Intermediate scrutiny, in U.S. constitutional law, is the second level of deciding issues using judicial review. The other levels are typically referred to as rational basis review (least rigorous) and strict scrutiny (most rigorous).

In order to overcome the intermediate scrutiny test, it must be shown that the law or policy being challenged furthers an important government interest by means that are substantially related to that interest.

Intermediate scrutiny may be contrasted with "strict scrutiny", the higher standard of review that requires narrowly tailored and least restrictive means to further a compelling governmental interest, and "rational basis review", a lower standard of review that requires the law or policy be rationally related to a legitimate government interest.

This approach is most often employed in reviewing limits on commercial speech, content-neutral regulations of speech, and state actions discriminating on the basis of sex.

==Laws subject to Equal Protection scrutiny==
Constitutional Equal Protection analysis applies not only to challenges against the federal government, but also to state and local governments. Although the Fourteenth Amendment's Equal Protection Clause applies only to state and local governments, the United States Supreme Court has implied an Equal Protection limitation on the federal government through a process known as "reverse incorporation". As the Fourteenth Amendment applies directly to the states, the incorporation process was unnecessary to hold this restriction against state and local governments. Equal Protection analysis also applies to both legislative and executive action regardless if the action is of a substantive or procedural nature. Judicially crafted (common law) rules are also valid only if they conform to the requirements of Equal Protection. See, e.g., Reed v.

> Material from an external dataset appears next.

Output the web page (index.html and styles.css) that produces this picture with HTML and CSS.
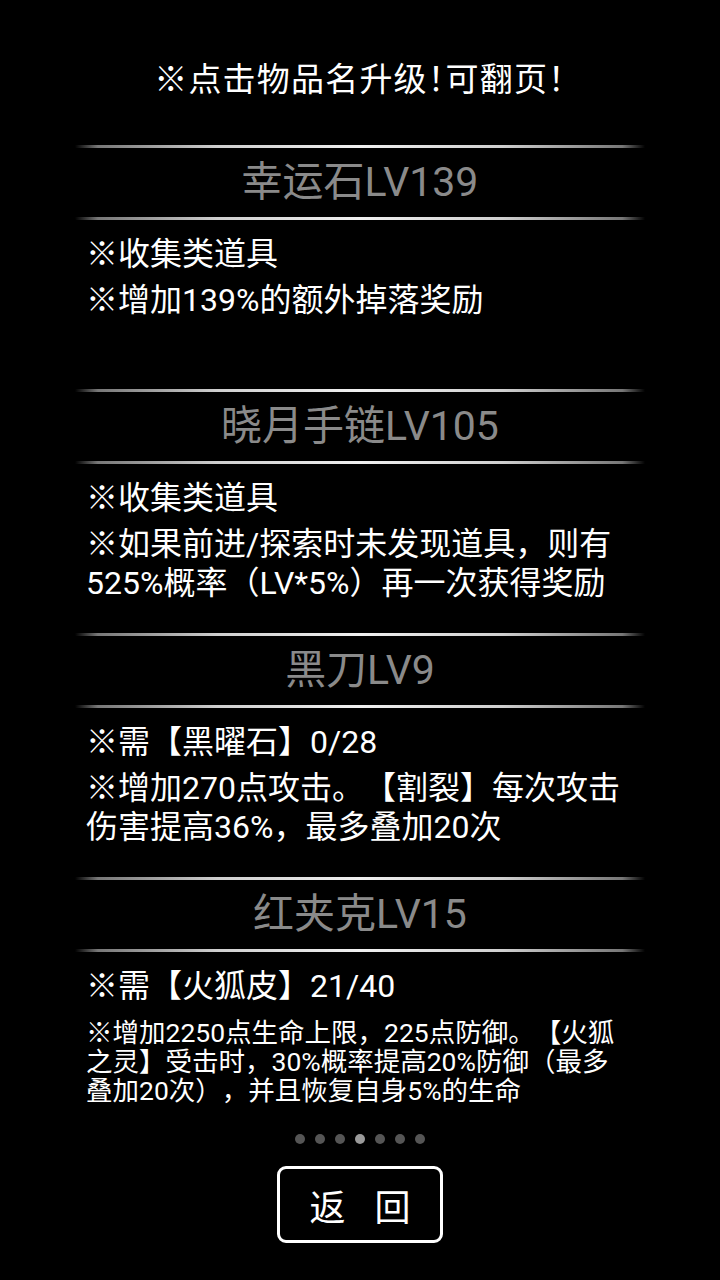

Campbell, 476 U.S. 852 (1986).

===Sex-based classifications===
In the context of sex-based classifications, intermediate scrutiny applies to constitutional challenges of equal protection and discrimination.

A notable example of a court using intermediate scrutiny came in the 1976 case Craig v. Boren, which was the first case in the Supreme Court of the United States that determined that statutory or administrative sex-based classifications were subject to an intermediate standard of judicial review.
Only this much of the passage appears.